- [WORK TO DO] Repeat the data below exactly, dropping any pictures it holds.

(Entries with page source code)
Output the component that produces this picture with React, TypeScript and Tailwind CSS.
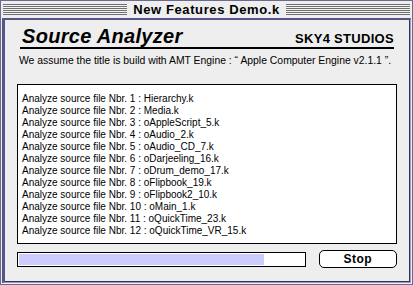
const files = [
  "Hierarchy.k",
  "Media.k",
  "oAppleScript_5.k",
  "oAudio_2.k",
  "oAudio_CD_7.k",
  "oDarjeeling_16.k",
  "oDrum_demo_17.k",
  "oFlipbook_19.k",
  "oFlipbook2_10.k",
  "oMain_1.k",
  "oQuickTime_23.k",
  "oQuickTime_VR_15.k",
];

const Stripes = () => (
  <div className="flex-1 h-[11px] bg-[repeating-linear-gradient(to_bottom,#6f6f6f_0px,#6f6f6f_1px,#f4f4f4_1px,#f4f4f4_2px)]" />
);

export default function App() {
  return (
    <div className="w-[413px] h-[285px] bg-[#eeeeee] border border-[#6b6b8f] flex flex-col font-['Liberation_Sans',sans-serif] text-black">
      {/* title bar */}
      <div className="h-[17px] flex items-center gap-[6px] px-[2px] bg-[#eeeeee]">
        <Stripes />
        <span className="text-[13px] font-bold tracking-[0.6px] leading-none">New Features Demo.k</span>
        <Stripes />
      </div>

      {/* window body */}
      <div className="flex-1 mx-[1px] mb-[1px] border border-[#9999cc] border-l-[3px] border-l-[#555588] border-t-[2px] border-t-[#555588]">
        <div className="h-full border-r border-b border-[#333355] px-[12px] pt-[8px] flex flex-col">
          <div className="h-[21px] flex items-end justify-between border-b-2 border-black mx-[3px]">
            <span className="text-[20px] font-black italic leading-none pl-[2px] pb-[1px] tracking-[0.3px]">Source Analyzer</span>
            <span className="text-[13px] font-black leading-none pb-[2px] tracking-[0.3px]">SKY4 STUDIOS</span>
          </div>
          <p className="text-[10.4px] mt-[7px] ml-[2px] leading-none">
            We assume the title is build with AMT Engine : “ Apple Computer Engine v2.1.1 ”.
          </p>
          <div className="mt-[18px] h-[160px] shrink-0 bg-white border border-black pt-[8px] pl-[4px] flex flex-col">
            {files.map((f, i) => (
              <div key={f} className="text-[10px] leading-[12px] h-[12px]">
                Analyze source file Nbr. {i + 1} : {f}
              </div>
            ))}
          </div>
          <div className="flex items-center gap-[13px] mt-[6px]">
            <div className="w-[291px] h-[15px] border border-black bg-white p-[1px]">
              <div className="h-full w-[86%] bg-[#ccccff]" />
            </div>
            <button className="w-[79px] h-[18px] border border-black rounded-[5px] bg-white text-[12px] font-bold leading-none tracking-[0.5px]">
              Stop
            </button>
          </div>
        </div>
      </div>
    </div>
  );
}
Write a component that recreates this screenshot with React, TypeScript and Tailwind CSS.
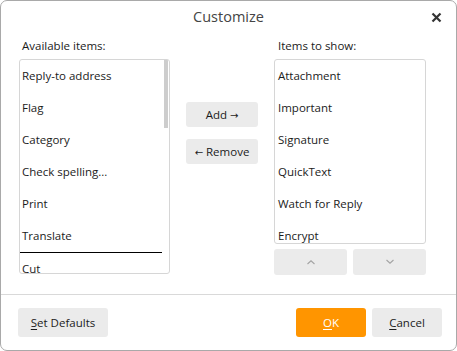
import React from 'react'

const available = [
  'Reply-to address',
  'Flag',
  'Category',
  'Check spelling...',
  'Print',
  'Translate',
]

const shown = [
  'Attachment',
  'Important',
  'Signature',
  'QuickText',
  'Watch for Reply',
  'Encrypt',
]

function Chevron({ up }: { up?: boolean }) {
  return (
    <svg width="10" height="6" viewBox="0 0 10 6" fill="none">
      <polyline
        points={up ? '1.5,5 5,1.8 8.5,5' : '1.5,1 5,4.2 8.5,1'}
        stroke="#a3a3a3"
        strokeWidth="1.1"
      />
    </svg>
  )
}

export default function App() {
  return (
    <div
      className="flex h-[351px] w-[457px] flex-col overflow-hidden rounded-[7px] border border-[#a9a9a9] bg-white text-[11.5px] text-[#1b1b1b]"
      style={{ fontFamily: '"Open Sans", "Noto Sans", sans-serif' }}
    >
      <div className="relative flex h-[31px] shrink-0 items-center justify-center">
        <span className="text-[14.5px] text-[#444]">Customize</span>
        <button className="absolute right-[14px] top-[10px] flex h-[12px] w-[12px] items-center justify-center">
          <svg width="11" height="11" viewBox="0 0 11 11">
            <path d="M1.5 1.5 L9.5 9.5 M9.5 1.5 L1.5 9.5" stroke="#333" strokeWidth="2.2" />
          </svg>
        </button>
      </div>

      <div className="flex flex-1 pl-[18px] pt-[6px]">
        <div className="flex w-[151px] flex-col">
          <div className="mb-[5px] ml-[3px] h-[16px] leading-[16px]">Available items:</div>
          <div className="relative h-[215px] overflow-hidden rounded-[3px] border border-[#d6d6d6]">
            {available.map((item) => (
              <div key={item} className="flex h-[32px] items-center pl-[2px]">
                {item}
              </div>
            ))}
            <div className="h-[1px] w-[142px] bg-black" />
            <div className="flex h-[32px] items-center pl-[2px]">Cut</div>
            <div className="absolute right-[1px] top-0 h-[68px] w-[4px] bg-[#cdcdcd]" />
          </div>
        </div>

        <div className="ml-[16px] flex w-[72px] flex-col gap-[12px] pt-[64px]">
          <button className="h-[25px] rounded-[3px] bg-[#ebebeb]">
            Add <span style={{ fontFamily: '"DejaVu Sans", sans-serif' }} className="text-[10px]">→</span>
          </button>
          <button className="h-[25px] rounded-[3px] bg-[#ebebeb]">
            <span style={{ fontFamily: '"DejaVu Sans", sans-serif' }} className="text-[10px]">←</span> Remove
          </button>
        </div>

        <div className="ml-[16px] flex w-[152px] flex-col">
          <div className="mb-[5px] ml-[4px] h-[16px] leading-[16px]">Items to show:</div>
          <div className="h-[185px] overflow-hidden rounded-[3px] border border-[#d6d6d6]">
            {shown.map((item) => (
              <div key={item} className="flex h-[32px] items-center pl-[3px]">
                {item}
              </div>
            ))}
          </div>
          <div className="mt-[5px] flex gap-[6px]">
            <button className="flex h-[26px] w-[73px] items-center justify-center rounded-[3px] bg-[#ebebeb]">
              <Chevron up />
            </button>
            <button className="flex h-[26px] w-[73px] items-center justify-center rounded-[3px] bg-[#ebebeb]">
              <Chevron />
            </button>
          </div>
        </div>
      </div>

      <div className="flex h-[56px] shrink-0 items-center border-t border-[#d9d9d9] pl-[17px] pr-[14px]">
        <button className="h-[29px] w-[90px] rounded-[3px] bg-[#ebebeb]">
          <span className="underline underline-offset-[1.5px]">S</span>et Defaults
        </button>
        <div className="ml-auto flex gap-[6px]">
          <button className="h-[29px] w-[70px] rounded-[3px] bg-[#ff9500] text-white">
            <span className="underline underline-offset-[1.5px]">O</span>K
          </button>
          <button className="h-[29px] w-[70px] rounded-[3px] bg-[#ebebeb]">
            <span className="underline underline-offset-[1.5px]">C</span>ancel
          </button>
        </div>
      </div>
    </div>
  )
}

- [EXERCISE OUTPUT]
Output the component that produces this picture with React, TypeScript and Tailwind CSS.
const files = [
  "Hierarchy.k",
  "Media.k",
  "oAppleScript_5.k",
  "oAudio_2.k",
  "oAudio_CD_7.k",
  "oDarjeeling_16.k",
  "oDrum_demo_17.k",
  "oFlipbook_19.k",
  "oFlipbook2_10.k",
  "oMain_1.k",
  "oQuickTime_23.k",
  "oQuickTime_VR_15.k",
];

const Stripes = () => (
  <div className="flex-1 h-[11px] bg-[repeating-linear-gradient(to_bottom,#6f6f6f_0px,#6f6f6f_1px,#f4f4f4_1px,#f4f4f4_2px)]" />
);

export default function App() {
  return (
    <div className="w-[413px] h-[285px] bg-[#eeeeee] border border-[#6b6b8f] flex flex-col font-['Liberation_Sans',sans-serif] text-black">
      {/* title bar */}
      <div className="h-[17px] flex items-center gap-[6px] px-[2px] bg-[#eeeeee]">
        <Stripes />
        <span className="text-[13px] font-bold tracking-[0.6px] leading-none">New Features Demo.k</span>
        <Stripes />
      </div>

      {/* window body */}
      <div className="flex-1 mx-[1px] mb-[1px] border border-[#9999cc] border-l-[3px] border-l-[#555588] border-t-[2px] border-t-[#555588]">
        <div className="h-full border-r border-b border-[#333355] px-[12px] pt-[8px] flex flex-col">
          <div className="h-[21px] flex items-end justify-between border-b-2 border-black mx-[3px]">
            <span className="text-[20px] font-black italic leading-none pl-[2px] pb-[1px] tracking-[0.3px]">Source Analyzer</span>
            <span className="text-[13px] font-black leading-none pb-[2px] tracking-[0.3px]">SKY4 STUDIOS</span>
          </div>
          <p className="text-[10.4px] mt-[7px] ml-[2px] leading-none">
            We assume the title is build with AMT Engine : “ Apple Computer Engine v2.1.1 ”.
          </p>
          <div className="mt-[18px] h-[160px] shrink-0 bg-white border border-black pt-[8px] pl-[4px] flex flex-col">
            {files.map((f, i) => (
              <div key={f} className="text-[10px] leading-[12px] h-[12px]">
                Analyze source file Nbr. {i + 1} : {f}
              </div>
            ))}
          </div>
          <div className="flex items-center gap-[13px] mt-[6px]">
            <div className="w-[291px] h-[15px] border border-black bg-white p-[1px]">
              <div className="h-full w-[86%] bg-[#ccccff]" />
            </div>
            <button className="w-[79px] h-[18px] border border-black rounded-[5px] bg-white text-[12px] font-bold leading-none tracking-[0.5px]">
              Stop
            </button>
          </div>
        </div>
      </div>
    </div>
  );
}
Write a component that recreates this screenshot with React, TypeScript and Tailwind CSS.
import React from 'react'

const available = [
  'Reply-to address',
  'Flag',
  'Category',
  'Check spelling...',
  'Print',
  'Translate',
]

const shown = [
  'Attachment',
  'Important',
  'Signature',
  'QuickText',
  'Watch for Reply',
  'Encrypt',
]

function Chevron({ up }: { up?: boolean }) {
  return (
    <svg width="10" height="6" viewBox="0 0 10 6" fill="none">
      <polyline
        points={up ? '1.5,5 5,1.8 8.5,5' : '1.5,1 5,4.2 8.5,1'}
        stroke="#a3a3a3"
        strokeWidth="1.1"
      />
    </svg>
  )
}

export default function App() {
  return (
    <div
      className="flex h-[351px] w-[457px] flex-col overflow-hidden rounded-[7px] border border-[#a9a9a9] bg-white text-[11.5px] text-[#1b1b1b]"
      style={{ fontFamily: '"Open Sans", "Noto Sans", sans-serif' }}
    >
      <div className="relative flex h-[31px] shrink-0 items-center justify-center">
        <span className="text-[14.5px] text-[#444]">Customize</span>
        <button className="absolute right-[14px] top-[10px] flex h-[12px] w-[12px] items-center justify-center">
          <svg width="11" height="11" viewBox="0 0 11 11">
            <path d="M1.5 1.5 L9.5 9.5 M9.5 1.5 L1.5 9.5" stroke="#333" strokeWidth="2.2" />
          </svg>
        </button>
      </div>

      <div className="flex flex-1 pl-[18px] pt-[6px]">
        <div className="flex w-[151px] flex-col">
          <div className="mb-[5px] ml-[3px] h-[16px] leading-[16px]">Available items:</div>
          <div className="relative h-[215px] overflow-hidden rounded-[3px] border border-[#d6d6d6]">
            {available.map((item) => (
              <div key={item} className="flex h-[32px] items-center pl-[2px]">
                {item}
              </div>
            ))}
            <div className="h-[1px] w-[142px] bg-black" />
            <div className="flex h-[32px] items-center pl-[2px]">Cut</div>
            <div className="absolute right-[1px] top-0 h-[68px] w-[4px] bg-[#cdcdcd]" />
          </div>
        </div>

        <div className="ml-[16px] flex w-[72px] flex-col gap-[12px] pt-[64px]">
          <button className="h-[25px] rounded-[3px] bg-[#ebebeb]">
            Add <span style={{ fontFamily: '"DejaVu Sans", sans-serif' }} className="text-[10px]">→</span>
          </button>
          <button className="h-[25px] rounded-[3px] bg-[#ebebeb]">
            <span style={{ fontFamily: '"DejaVu Sans", sans-serif' }} className="text-[10px]">←</span> Remove
          </button>
        </div>

        <div className="ml-[16px] flex w-[152px] flex-col">
          <div className="mb-[5px] ml-[4px] h-[16px] leading-[16px]">Items to show:</div>
          <div className="h-[185px] overflow-hidden rounded-[3px] border border-[#d6d6d6]">
            {shown.map((item) => (
              <div key={item} className="flex h-[32px] items-center pl-[3px]">
                {item}
              </div>
            ))}
          </div>
          <div className="mt-[5px] flex gap-[6px]">
            <button className="flex h-[26px] w-[73px] items-center justify-center rounded-[3px] bg-[#ebebeb]">
              <Chevron up />
            </button>
            <button className="flex h-[26px] w-[73px] items-center justify-center rounded-[3px] bg-[#ebebeb]">
              <Chevron />
            </button>
          </div>
        </div>
      </div>

      <div className="flex h-[56px] shrink-0 items-center border-t border-[#d9d9d9] pl-[17px] pr-[14px]">
        <button className="h-[29px] w-[90px] rounded-[3px] bg-[#ebebeb]">
          <span className="underline underline-offset-[1.5px]">S</span>et Defaults
        </button>
        <div className="ml-auto flex gap-[6px]">
          <button className="h-[29px] w-[70px] rounded-[3px] bg-[#ff9500] text-white">
            <span className="underline underline-offset-[1.5px]">O</span>K
          </button>
          <button className="h-[29px] w-[70px] rounded-[3px] bg-[#ebebeb]">
            <span className="underline underline-offset-[1.5px]">C</span>ancel
          </button>
        </div>
      </div>
    </div>
  )
}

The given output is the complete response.